57    I would therefore answer the questions posed at [8] above in this way:

(a)    The “base rate of pay” for the purpose of calculating the redundancy entitlement is not Mr Cooper’s weekly salary as at the date he last worked, as the industrial magistrate decided, but his weekly salary minus the 18% “penalty rate” for afternoon shift work, that 18% being a “separately identifiable amount” within s 16(1) of the FW Act.

(b)    Mr Cooper was not entitled to long service leave.

58    It follows that the appeal should be upheld and the orders Maughan seeks should be made. Mr Cooper does not quarrel with the calculations in those orders or the form of them. There was no application for costs.

59    The orders I propose, then, are:

(1)    The appeal be allowed.

(2)    Order 2 made by the industrial magistrate on 14 April 2014 be set aside and the respondent’s entitlement to redundancy pay be calculated on the basis of his base rate of pay, being his weekly salary as at 16 September 2011 less the 18% shift premium, namely $9,842.

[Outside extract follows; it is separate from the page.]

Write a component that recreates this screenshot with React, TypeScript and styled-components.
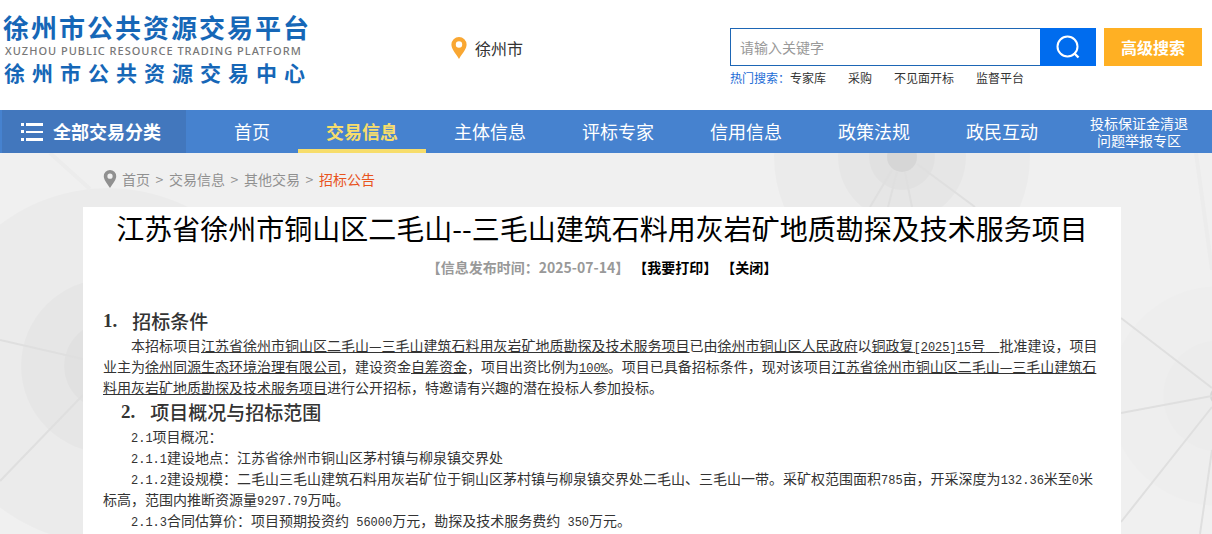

(3)    Order 4 made by the industrial magistrate on 14 April 2014 be set aside and the respondent’s claim in respect of long service leave be dismissed.

(4)    Order 5 made by the industrial magistrate on 14 April 2014 be set aside and the respondent’s entitlement to pre-judgment interest be $2,322.75.

I certify that the preceding fifty-eight (58) numbered paragraphs are a true copy of the Reasons for Judgment herein of the Honourable Justice Katzmann.